What does the appointment of Duncan mean to current law school students, or those thinking about law school?
"I can't speak for current students, but if (Oregon had more women on the bench) when I was a student, it would have spoken volumes for me," Rosenblum said. "I had to look — really look — for mentors when I was in college."
Next generation of attorneys
Amy Saack of Hillsboro is a law school student who graduated May 27 from Lewis & Clark Law School.
There's no question that seeing women on the bench, at the trial and appellate levels, has been an encouragement. "It says to me: These goals are attainable. And I think having so many women on the bench was unimaginable one or two decades ago."
The 28-year-old once had a job as a secretary at a police station in Washington County.
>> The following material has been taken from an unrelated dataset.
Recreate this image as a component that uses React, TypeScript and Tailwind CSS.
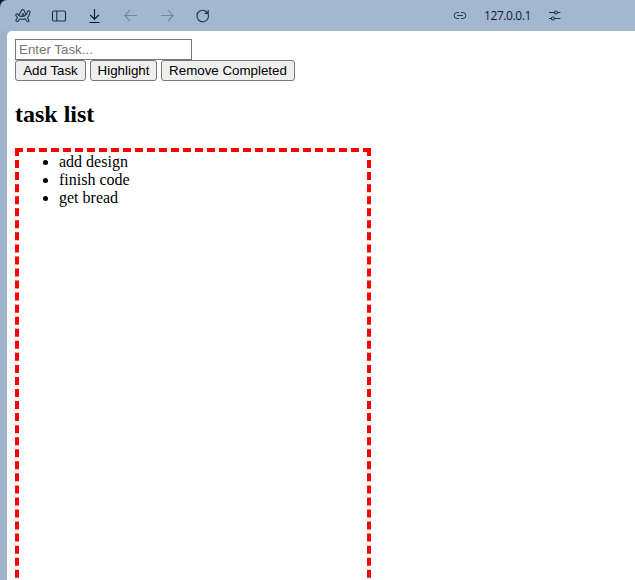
const button =
  "h-[21px] shrink-0 rounded-[3px] border border-[#767676] bg-[#efefef] p-0 text-center font-['Liberation_Sans',Arial,sans-serif] text-[13.333px] leading-[19px] whitespace-nowrap text-black";

function Toolbar() {
  return (
    <header className="flex h-[31px] shrink-0 items-center pt-px text-[#20334f]">
      <svg className="ml-[14px] h-4 w-[18px] shrink-0" viewBox="0 0 18 16" fill="none" stroke="currentColor" strokeWidth="1.1" strokeLinejoin="round" strokeLinecap="round">
        <path d="M3.6 9.6C2.6 8.8 2 8 1.8 7.2c-.2-1.5 1.9-1.8 2.4-.6C5 8.2 6.8 8.6 8.2 8.4 11 8 13 6 13.6 3.6c.5-1.3 2.6-.8 2.4.6-.4 2.4-1.2 4.1-2.4 5.6l1.4 2.4c.4 1-1.6 2-2.4.8l-1.1-2.2c-1.8.7-3.9.8-5.9.2L4.3 13C3.4 14 1.5 13 2 12z" />
        <path d="m4.9 7.3 2.7-5.1q1.2-1.3 2.4 0l2 4.2M7.7 8.4l1.2-3 1.3 2.4" />
      </svg>
      <svg className="ml-[19px] h-4 w-4 shrink-0" viewBox="0 0 16 16" fill="none" stroke="currentColor" strokeWidth="1.15">
        <rect x="1.5" y="3" width="13" height="10" rx="1.6" />
        <path d="M5.8 3v10" />
      </svg>
      <svg className="ml-5 h-4 w-4 shrink-0" viewBox="0 0 16 16" fill="none" stroke="#071832" strokeWidth="1.1">
        <path d="M7.5 1v10M3.2 7l4.3 4.2L11.8 7M2.5 14.5h10" />
      </svg>
      <svg className="ml-5 h-4 w-4 shrink-0" viewBox="0 0 16 16" fill="none" stroke="#6f87a5" strokeWidth="1.1">
        <path d="M14 7.5H2M7 2.2 1.8 7.5 7 12.8" />
      </svg>
      <svg className="ml-5 h-4 w-4 shrink-0" viewBox="0 0 16 16" fill="none" stroke="#6f87a5" strokeWidth="1.1">
        <path d="M2 7.5h12M9 2.2l5.2 5.3L9 12.8" />
      </svg>
      <svg className="ml-5 h-4 w-4 shrink-0" viewBox="0 0 16 16" fill="none" stroke="currentColor" strokeWidth="1.15">
        <path d="M12.9 5.4A5.8 5.8 0 1 1 10 2.7l2.7 2M13.2 1.9v3.5H9.6" />
      </svg>
      <svg className="ml-[241px] h-4 w-4 shrink-0" viewBox="0 0 16 16" fill="none" stroke="currentColor" strokeWidth="1">
        <path d="M7 4.5H5.2a3 3 0 0 0 0 6H7M9 4.5h1.8a3 3 0 0 1 0 6H9M5.3 7.5h5.4" />
      </svg>
      <span className="ml-4 w-[47px] shrink-0 font-['Open_Sans','Noto_Sans',sans-serif] text-xs leading-4 tracking-[-0.42px] whitespace-nowrap text-[#0d1d36]">127.0.0.1</span>
      <svg className="ml-4 h-4 w-4 shrink-0" viewBox="0 0 16 16" fill="none" stroke="currentColor" strokeWidth="1.1">
        <path d="M2 4.5h5.2m3.4 0h2.9M2 10.5h2.2m3.4 0h5.9" />
        <circle cx="8.9" cy="4.5" r="1.5" />
        <circle cx="5.9" cy="10.5" r="1.5" />
      </svg>
    </header>
  );
}

export default function App() {
  return (
    <div className="h-[580px] w-[635px] overflow-hidden bg-[#1c1c1c]">
      <div className="flex h-full flex-col rounded-tl-[7px] bg-[#a3b8d0]">
        <Toolbar />
        <div className="flex min-h-0 flex-1 bg-linear-to-r from-[#9fb4cc] to-[#a3b8d0] pl-[7px]">
          <main className="min-w-0 flex-1 overflow-hidden rounded-tl-[5px] bg-white pt-2 pl-2 font-['Liberation_Serif','Times_New_Roman',serif] text-black">
            <input
              className="block h-[21px] w-[177px] border border-[#767676] bg-white px-[3px] py-0 font-['Liberation_Sans',Arial,sans-serif] text-[13.333px] leading-[17px] placeholder:text-[#757575]"
              placeholder="Enter Task..."
            />
            <div className="flex gap-1">
              <button className={`${button} w-[71px]`}>Add Task</button>
              <button className={`${button} w-[67px]`}>Highlight</button>
              <button className={`${button} w-[134px]`}>Remove Completed</button>
            </div>
            <h2 className="mt-5 mb-5 text-2xl leading-[27px] font-bold">task list</h2>
            <ul className="h-[490px] w-[356px] list-disc border-4 border-dashed border-[#ff0000] pt-px pl-10 text-base leading-[18px]">
              <li>add design</li>
              <li>finish code</li>
              <li>get bread</li>
            </ul>
          </main>
        </div>
      </div>
    </div>
  );
}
As the files for felony cases came across her desk, she read them and thought: "Law, that's something I could do."
Now that she's ready to launch her career in Oregon, Saack said she's pleased by the gender diversity on the bench.
"I think diversity means a more complete discussion of the issues, and that leads to better rulings," Saack said.
"No matter who you are, what this says to all women in Oregon is that our voices will be heard in the Oregon court system," she added. "That's so important."
Meanwhile, the work to diversity the bench continues. Attorney Kate Wilkinson of Salem said OWLS created a judicial endorsement group in 2002 with the intended goal of creating diversity for trial courts, the Court of Appeals and the Supreme Court.
That work continues, she said, and not just on the bench. Nationwide, women still represent far too small a percentage of partners in major law firms; too small a percentage of deans of law school; too small a percentage of general counsels for Fortune 500 companies.
Wilkinson said she is pleased by this latest Oregon milestone.
"As a trial lawyer, it makes a huge difference to see a woman up there," she said. "It's a huge revolution."
With more to come.
Rosenblum noted that Oregon hasn't had a female chief justice yet.
"Some things take a while," she said. "But it's about time. Right?"